All a young player ever hears about the jump to the NHL is that there’s just no time and space on the ice. All the players are so fast, so big, so strong, that there isn’t time to think out there, let alone make a play. So in his first few NHL games, Nick Schmaltz naturally assumed that every time the puck touched his stick, he had to get rid of it. Almost immediately.
But it turns out, he had more time than he thought.
“I was just throwing it away at times the first couple of games,” Schmaltz said. “Obviously, you’re nervous your first couple of games, and you don’t want to mess up. But you’ve just got to sit back and play your game. If you’re a playmaker, make plays. If you’re a goal-scorer, score goals. I’ve just gotten more confident and adjusted to the speed. I feel like I can make plays out there, and I definitely have more time than I thought I did.”
The Hawks have given Schmaltz time, too, offering him a long leash as he adjusts to the NHL. While more experienced rookies Vinnie Hinostroza and Ryan Hartman have been scratched, Schmaltz has played in every game. Whether he plays well or poorly, he’s been put right back out there the next game. And he’s gradually earning more responsibility, even playing on the power play the last two games while Gustav Forsling has been out with an upper-body injury (he’ll likely return to the lineup on Tuesday against the Calgary Flames). Schmaltz called the power play his “bread and butter,” and picked up an assist on Jonathan Toews’ power-play goal Sunday night against Los Angeles.
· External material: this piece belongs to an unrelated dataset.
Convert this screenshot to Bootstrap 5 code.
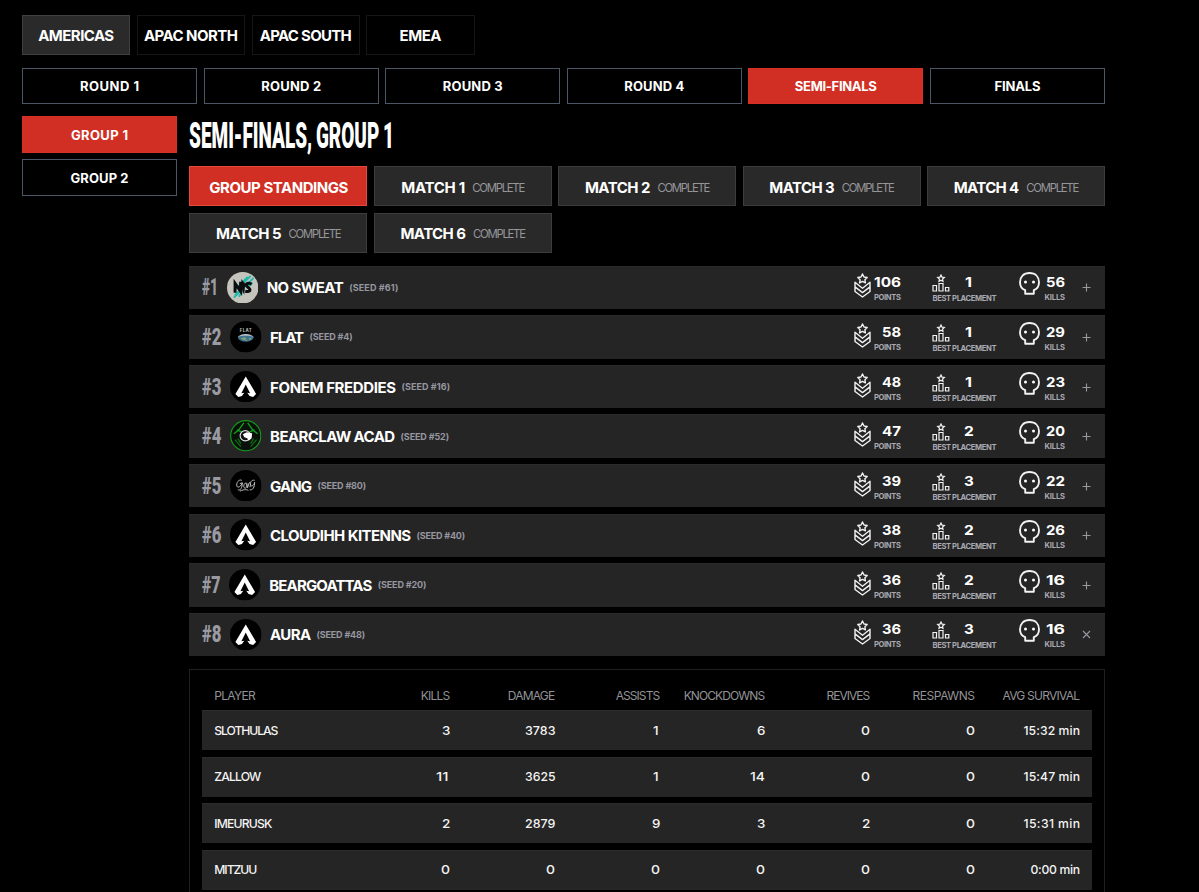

So when Schmaltz spouts the usual clichés about trying to get better every game, he really means it. Every game is a new chance to figure something out, to learn something new, to take that next step.
“You can see the skill is there,” Patrick Kane said. “He’s a great skater — almost undercover, where you didn’t really know he had that much speed. And he’s confident coming through the middle of the ice with the puck. There’s a lot of good things. It’s just kind of getting adjusted to playing at this level.”
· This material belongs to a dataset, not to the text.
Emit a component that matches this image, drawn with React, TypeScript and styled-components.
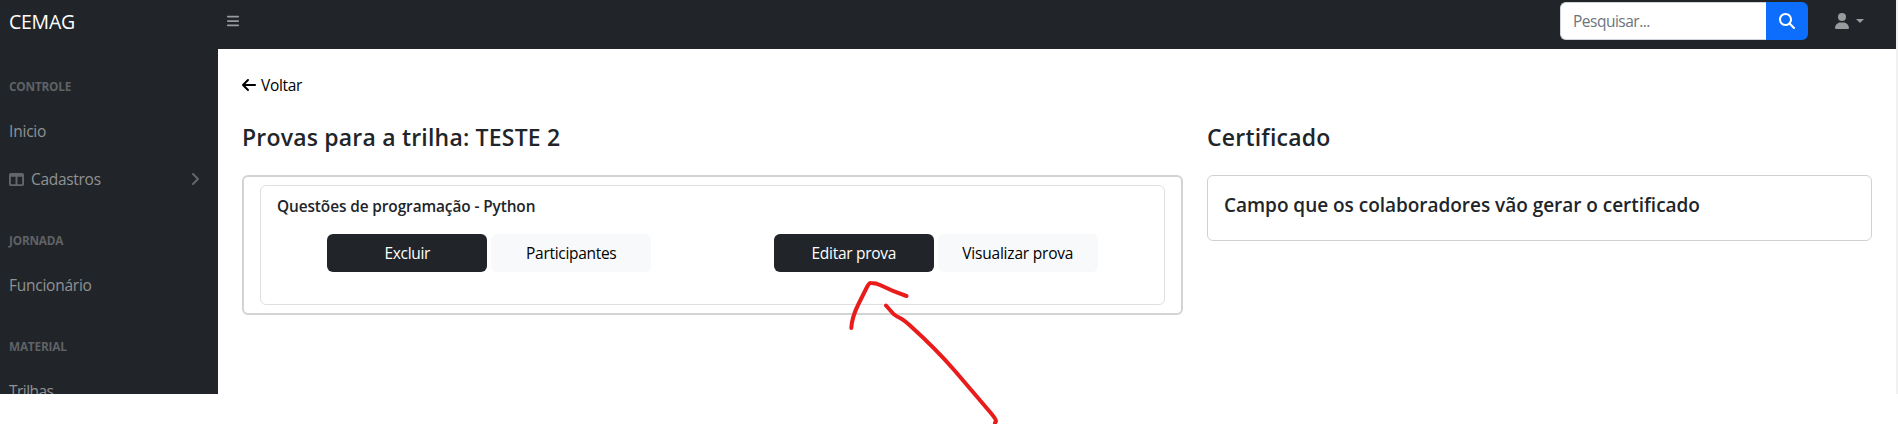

Few players make the leap directly to the NHL. Most come up through the minor leagues, or the European pro leagues. The ones that jump straight from juniors (or in Schmaltz’s case, college) to the NHL are usually high first-round picks bound for superstardom. Kane went straight from the OHL to the NHL in 2007. Of course, he was the No. 1 overall pick, and went on to win the Calder Trophy after posting 21 goals and 51 assists as a rookie.
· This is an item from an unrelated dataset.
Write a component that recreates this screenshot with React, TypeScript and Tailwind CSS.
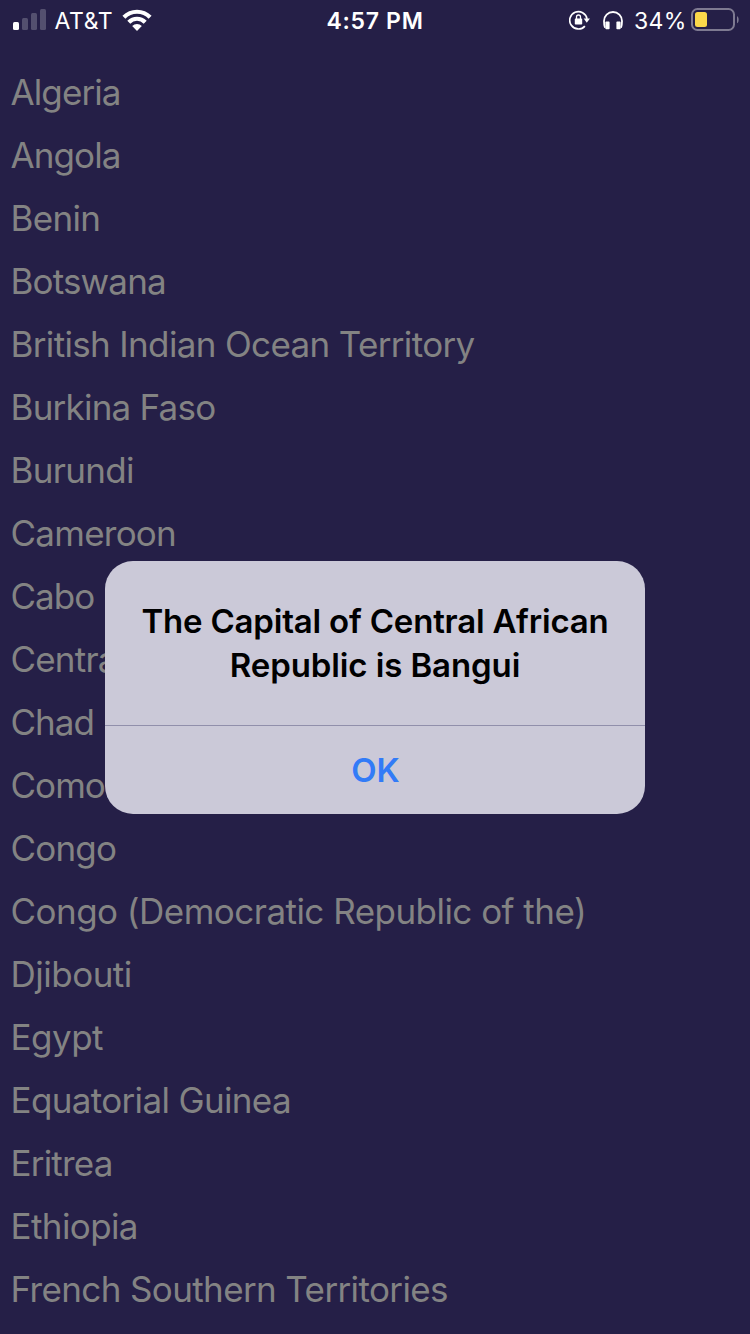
type Country = { name: string; tracking: string };

const countries: Country[] = [
  { name: 'Algeria', tracking: 'tracking-[-0.9px]' },
  { name: 'Angola', tracking: 'tracking-[-0.9px]' },
  { name: 'Benin', tracking: 'tracking-[-0.7px]' },
  { name: 'Botswana', tracking: 'tracking-[-0.85px]' },
  { name: 'British Indian Ocean Territory', tracking: 'tracking-[-0.65px]' },
  { name: 'Burkina Faso', tracking: 'tracking-[-0.77px]' },
  { name: 'Burundi', tracking: 'tracking-[-0.7px]' },
  { name: 'Cameroon', tracking: 'tracking-[-0.75px]' },
  { name: 'Cabo Verde', tracking: 'tracking-[-1px] [word-spacing:3px]' },
  { name: 'Central African Republic', tracking: 'tracking-[-0.8px]' },
  { name: 'Chad', tracking: 'tracking-[-1px]' },
  { name: 'Comoros', tracking: 'tracking-[-0.95px]' },
  { name: 'Congo', tracking: 'tracking-[-0.8px]' },
  { name: 'Congo (Democratic Republic of the)', tracking: 'tracking-[-0.53px]' },
  { name: 'Djibouti', tracking: 'tracking-[-0.5px]' },
  { name: 'Egypt', tracking: 'tracking-[-0.5px]' },
  { name: 'Equatorial Guinea', tracking: 'tracking-[-0.65px]' },
  { name: 'Eritrea', tracking: 'tracking-[-0.8px]' },
  { name: 'Ethiopia', tracking: 'tracking-[-0.6px]' },
  { name: 'French Southern Territories', tracking: 'tracking-[-0.62px]' },
];

function Signal() {
  return (
    <svg className="ml-[13px] h-[22px] w-[34px] shrink-0" viewBox="0 0 34 22" fill="#fff">
      <rect x="0" y="13" width="6" height="8" rx="1.5" />
      <rect x="9" y="9" width="6" height="12" rx="1.5" opacity="0.22" />
      <rect x="18" y="4" width="6" height="17" rx="1.5" opacity="0.22" />
      <rect x="27" y="0" width="6" height="21" rx="1.5" opacity="0.22" />
    </svg>
  );
}

function Wifi() {
  return (
    <svg className="h-[23px] w-[30px] shrink-0" viewBox="0 0 30 23" fill="none">
      <path d="M1.9 8.2a18.5 18.5 0 0 1 26.2 0" stroke="#fff" strokeWidth="4.2" />
      <path d="M6.8 13.2a11.5 11.5 0 0 1 16.4 0" stroke="#fff" strokeWidth="4.2" />
      <path d="M10.2 17.1a6.8 6.8 0 0 1 9.6 0L15 22z" fill="#fff" />
    </svg>
  );
}

function RotationLock() {
  return (
    <svg className="h-[20px] w-[22px] shrink-0" viewBox="0 0 22 20" fill="none">
      <path d="M15.9 16.1A8.7 8.7 0 1 1 18 8.8" stroke="#fff" strokeWidth="1.7" />
      <path d="M14.7 8.6h6.2l-3.1 4.1z" fill="#fff" />
      <rect x="5.8" y="8.6" width="7.4" height="5.9" rx="0.8" fill="#fff" />
      <path d="M7.5 9V7a2 2 0 0 1 4 0v2" stroke="#fff" strokeWidth="1.3" />
    </svg>
  );
}

function Headphones() {
  return (
    <svg className="h-[19px] w-[20px] shrink-0" viewBox="0 0 20 19" fill="none">
      <path
        d="M2 16.8C1.2 14.5 1 12.5 1 10a9 9 0 0 1 18 0c0 2.5-.2 4.5-1 6.8"
        stroke="#fff"
        strokeWidth="1.8"
      />
      <rect x="2.4" y="10.6" width="4.2" height="7.6" rx="0.8" fill="#fff" />
      <rect x="13.4" y="10.6" width="4.2" height="7.6" rx="0.8" fill="#fff" />
    </svg>
  );
}

function Battery() {
  return (
    <svg className="h-[24px] w-[48px] shrink-0" viewBox="0 0 48 24" fill="none">
      <rect x="1" y="1" width="42" height="21" rx="5.5" stroke="#7e7a91" strokeWidth="2" />
      <rect x="4" y="4" width="12" height="15" rx="2.5" fill="#fbd84a" />
      <path d="M46 8c2.2 1.3 2.2 6 0 7.3z" fill="#7e7a91" />
    </svg>
  );
}

function StatusBar() {
  return (
    <header className="grid h-10 grid-cols-3 items-center text-[23px] leading-[30px] text-white">
      <div className="flex items-center">
        <Signal />
        <span className="ml-[7.5px] w-[67.5px] pt-[2px] tracking-[0.6px] whitespace-nowrap">AT&amp;T</span>
        <Wifi />
      </div>
      <div className="pt-[2px] text-center font-semibold tracking-[0.7px]">4:57 PM</div>
      <div className="flex items-center justify-end pr-[11px]">
        <RotationLock />
        <span className="w-[12px]" />
        <Headphones />
        <span className="ml-[11px] w-[57px] pt-[2px] tracking-[0.3px] whitespace-nowrap">34%</span>
        <Battery />
      </div>
    </header>
  );
}

function Alert() {
  return (
    <div className="absolute inset-x-[105px] top-[561px] flex h-[253px] flex-col overflow-hidden rounded-[28px] bg-[#cbc9d8]">
      <div className="flex h-[164px] flex-col items-center pt-[38px] text-[33px] leading-[44px] font-semibold tracking-[-0.2px] whitespace-nowrap text-black">
        <span>The Capital of Central African</span>
        <span className="tracking-[-0.1px]">Republic is Bangui</span>
      </div>
      <button className="flex-1 border-t border-[#918fab] pl-[1px] text-[33px] leading-[88px] font-semibold text-[#327bf7]">
        OK
      </button>
    </div>
  );
}

export default function App() {
  return (
    <div className="relative h-[1334px] w-[750px] overflow-hidden bg-[#251f47] font-['Inter',sans-serif]">
      <StatusBar />
      <ul className="mt-[21px] pl-[10.5px] text-[35px] leading-[63px] whitespace-nowrap text-[#838383]">
        {countries.map((country) => (
          <li key={country.name} className="h-[63px]">
            <span className={country.tracking}>{country.name}</span>
          </li>
        ))}
      </ul>
      <Alert />
    </div>
  );
}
Schmaltz, the 20th pick in the 2014 draft, still has things he needs to work on. His 32.8 faceoff percentage is among the five lowest in the league. He needs to be more aggressive after posting just six shots on goal through nine games. But the skill is there. The vision is there. The hockey IQ is there.
But even for Kane, the jump to the NHL was eye-opening. Opponents have quicker sticks. They’re harder to keep off your back, and harder to knock off the puck. And there are no mismatches, no easy shifts.
“[In the juniors], the top six and maybe the top two ‘D’ on each team are really good,” Kane said. “Then it’s kind of a big drop-off after that. In the NHL, you don’t really see much of a drop-off. Teams are so good now. There’s so much depth up and down the lineups. No matter who you’re playing against, it’s going to be a tough matchup.”
That’s the other adjustment a young player has to make. Like nearly every other NHL player, Schmaltz has been a top player his whole life, at every level. Last season, as a sophomore at North Dakota, he had 46 points in 37 games. He’s used to big minutes and big production, but through nine games with the Hawks, he has just a goal and an assist.
But as a bottom-six forward, the Hawks haven’t asked much more of him. The hope is that with each passing game, they can ask a little bit more.
“That’s the progression to this level,” Joel Quenneville said. “All the kids at every level — you get to that next hurdle, can you develop? Are you able to withstand it? Can you excel and be a top guy at that next level? Everybody, when they’re younger, they’re top guys. At this level, it’s a whole different level. And trying to get established is the ultimate goal.”